Task description: Check each line of the material below for "screenshot", then copy the ones that contain it.

Input:
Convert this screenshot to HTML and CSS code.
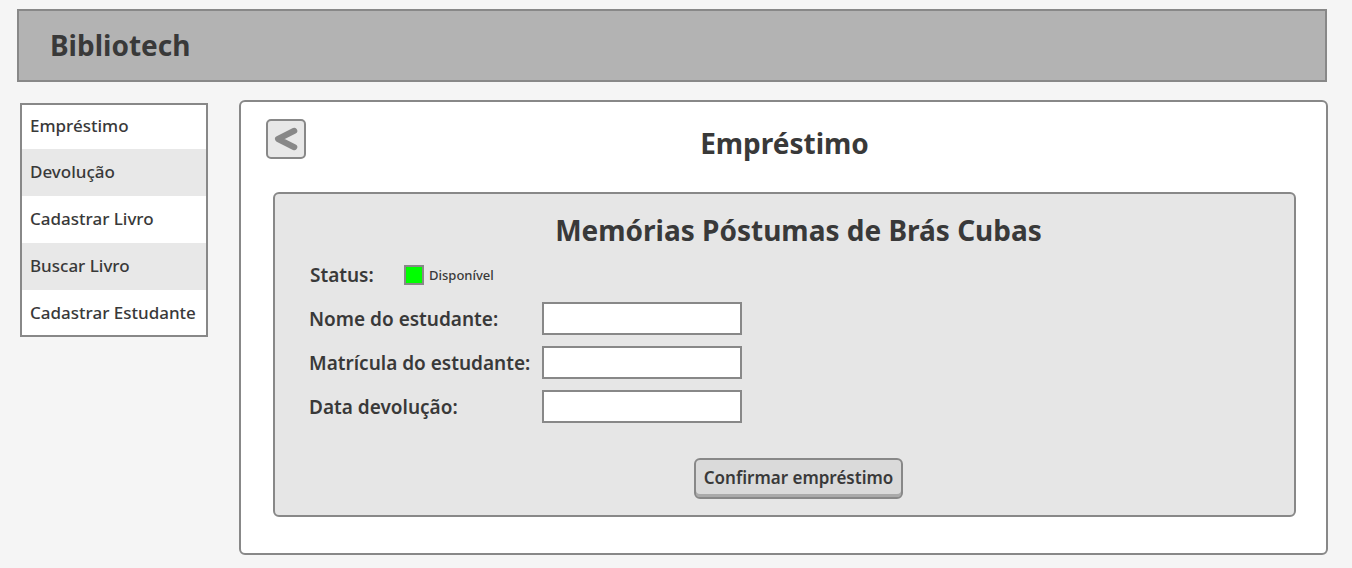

==

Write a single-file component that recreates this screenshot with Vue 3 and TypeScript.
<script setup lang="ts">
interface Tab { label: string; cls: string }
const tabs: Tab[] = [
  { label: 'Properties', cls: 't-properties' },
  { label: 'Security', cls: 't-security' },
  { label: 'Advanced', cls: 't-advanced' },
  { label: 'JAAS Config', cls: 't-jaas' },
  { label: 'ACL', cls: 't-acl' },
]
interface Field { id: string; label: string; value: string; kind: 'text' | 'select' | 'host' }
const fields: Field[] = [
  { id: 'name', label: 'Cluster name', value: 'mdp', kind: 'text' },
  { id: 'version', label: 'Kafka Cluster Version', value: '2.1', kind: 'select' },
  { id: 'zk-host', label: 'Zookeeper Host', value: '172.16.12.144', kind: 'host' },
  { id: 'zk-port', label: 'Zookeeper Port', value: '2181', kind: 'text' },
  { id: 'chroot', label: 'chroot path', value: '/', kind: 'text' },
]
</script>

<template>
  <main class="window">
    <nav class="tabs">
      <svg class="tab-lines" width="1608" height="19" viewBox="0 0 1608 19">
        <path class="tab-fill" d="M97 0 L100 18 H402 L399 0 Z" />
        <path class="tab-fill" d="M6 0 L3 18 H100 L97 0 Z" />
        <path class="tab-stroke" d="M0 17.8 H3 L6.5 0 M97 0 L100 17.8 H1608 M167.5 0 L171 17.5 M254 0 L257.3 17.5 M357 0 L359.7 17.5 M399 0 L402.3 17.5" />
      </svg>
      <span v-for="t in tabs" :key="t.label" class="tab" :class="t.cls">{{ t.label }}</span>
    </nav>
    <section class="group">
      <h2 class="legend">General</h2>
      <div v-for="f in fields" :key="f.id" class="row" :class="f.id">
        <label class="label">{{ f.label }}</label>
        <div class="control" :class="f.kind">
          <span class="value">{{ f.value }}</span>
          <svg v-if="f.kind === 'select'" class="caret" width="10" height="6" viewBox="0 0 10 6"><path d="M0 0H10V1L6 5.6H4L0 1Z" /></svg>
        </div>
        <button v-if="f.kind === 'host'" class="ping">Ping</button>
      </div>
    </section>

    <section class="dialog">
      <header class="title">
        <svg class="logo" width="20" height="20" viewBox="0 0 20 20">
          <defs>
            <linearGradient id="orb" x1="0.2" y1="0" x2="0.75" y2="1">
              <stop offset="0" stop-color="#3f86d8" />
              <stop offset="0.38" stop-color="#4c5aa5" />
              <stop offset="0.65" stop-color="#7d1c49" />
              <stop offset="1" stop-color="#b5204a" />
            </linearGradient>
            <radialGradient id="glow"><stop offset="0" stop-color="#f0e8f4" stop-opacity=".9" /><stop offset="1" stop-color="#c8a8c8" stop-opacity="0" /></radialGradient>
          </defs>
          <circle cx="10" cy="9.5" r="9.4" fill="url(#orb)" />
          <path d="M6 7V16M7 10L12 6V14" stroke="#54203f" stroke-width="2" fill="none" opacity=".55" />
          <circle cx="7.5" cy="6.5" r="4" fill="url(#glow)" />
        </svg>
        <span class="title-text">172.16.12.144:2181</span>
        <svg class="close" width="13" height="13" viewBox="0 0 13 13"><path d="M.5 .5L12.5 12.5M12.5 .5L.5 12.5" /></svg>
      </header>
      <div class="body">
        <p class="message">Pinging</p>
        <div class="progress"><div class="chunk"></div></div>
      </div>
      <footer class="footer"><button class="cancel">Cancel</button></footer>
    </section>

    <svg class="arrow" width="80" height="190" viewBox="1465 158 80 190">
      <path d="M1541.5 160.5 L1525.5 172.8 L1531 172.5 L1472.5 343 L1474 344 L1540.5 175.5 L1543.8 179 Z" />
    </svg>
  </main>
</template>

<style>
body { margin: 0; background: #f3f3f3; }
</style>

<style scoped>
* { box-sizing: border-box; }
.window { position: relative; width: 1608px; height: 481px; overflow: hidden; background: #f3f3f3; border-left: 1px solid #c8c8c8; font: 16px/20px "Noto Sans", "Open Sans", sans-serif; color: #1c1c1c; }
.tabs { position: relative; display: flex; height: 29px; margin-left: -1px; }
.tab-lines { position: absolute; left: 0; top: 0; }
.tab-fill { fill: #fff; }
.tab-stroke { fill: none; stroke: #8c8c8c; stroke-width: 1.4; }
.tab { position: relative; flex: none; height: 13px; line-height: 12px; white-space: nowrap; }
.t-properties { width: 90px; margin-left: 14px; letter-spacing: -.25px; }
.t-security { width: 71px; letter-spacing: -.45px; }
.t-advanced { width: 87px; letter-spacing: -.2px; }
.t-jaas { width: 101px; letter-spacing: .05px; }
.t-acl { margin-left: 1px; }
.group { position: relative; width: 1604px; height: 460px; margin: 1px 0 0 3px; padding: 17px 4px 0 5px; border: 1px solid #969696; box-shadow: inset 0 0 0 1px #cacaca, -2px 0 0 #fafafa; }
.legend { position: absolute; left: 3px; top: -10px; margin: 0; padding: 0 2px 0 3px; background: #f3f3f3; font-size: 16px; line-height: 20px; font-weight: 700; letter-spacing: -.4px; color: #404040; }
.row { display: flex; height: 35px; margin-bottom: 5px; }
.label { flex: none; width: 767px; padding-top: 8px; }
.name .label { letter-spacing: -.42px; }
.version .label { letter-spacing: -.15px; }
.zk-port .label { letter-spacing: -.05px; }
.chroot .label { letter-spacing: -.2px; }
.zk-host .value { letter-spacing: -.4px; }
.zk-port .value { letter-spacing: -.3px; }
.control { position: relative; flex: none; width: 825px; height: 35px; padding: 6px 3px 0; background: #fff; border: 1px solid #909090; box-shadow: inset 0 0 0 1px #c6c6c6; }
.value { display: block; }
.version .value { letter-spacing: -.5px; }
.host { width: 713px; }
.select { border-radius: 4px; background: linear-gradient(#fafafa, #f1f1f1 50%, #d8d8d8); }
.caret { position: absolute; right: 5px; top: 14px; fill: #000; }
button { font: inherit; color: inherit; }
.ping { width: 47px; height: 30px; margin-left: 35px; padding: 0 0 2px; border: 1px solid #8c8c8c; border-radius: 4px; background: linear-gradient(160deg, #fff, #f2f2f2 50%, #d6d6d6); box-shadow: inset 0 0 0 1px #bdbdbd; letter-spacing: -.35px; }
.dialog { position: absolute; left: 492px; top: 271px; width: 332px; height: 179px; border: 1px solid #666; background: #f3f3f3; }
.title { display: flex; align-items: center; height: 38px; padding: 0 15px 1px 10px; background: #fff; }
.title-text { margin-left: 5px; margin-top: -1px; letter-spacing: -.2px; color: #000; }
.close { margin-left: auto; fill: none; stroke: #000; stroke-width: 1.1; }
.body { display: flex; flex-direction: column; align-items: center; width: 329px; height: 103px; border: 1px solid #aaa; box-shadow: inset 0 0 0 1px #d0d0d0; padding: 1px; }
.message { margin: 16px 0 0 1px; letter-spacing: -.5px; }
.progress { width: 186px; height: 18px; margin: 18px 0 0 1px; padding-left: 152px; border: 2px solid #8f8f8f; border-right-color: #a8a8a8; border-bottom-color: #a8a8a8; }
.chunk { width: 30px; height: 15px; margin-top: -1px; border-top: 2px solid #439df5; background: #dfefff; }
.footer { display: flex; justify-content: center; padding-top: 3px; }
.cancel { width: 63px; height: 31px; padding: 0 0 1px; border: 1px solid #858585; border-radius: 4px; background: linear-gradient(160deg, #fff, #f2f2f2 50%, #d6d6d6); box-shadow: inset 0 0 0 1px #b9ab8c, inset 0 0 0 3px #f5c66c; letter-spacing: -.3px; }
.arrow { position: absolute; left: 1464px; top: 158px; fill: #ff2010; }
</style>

The reply:
Convert this screenshot to HTML and CSS code.
Write a single-file component that recreates this screenshot with Vue 3 and TypeScript.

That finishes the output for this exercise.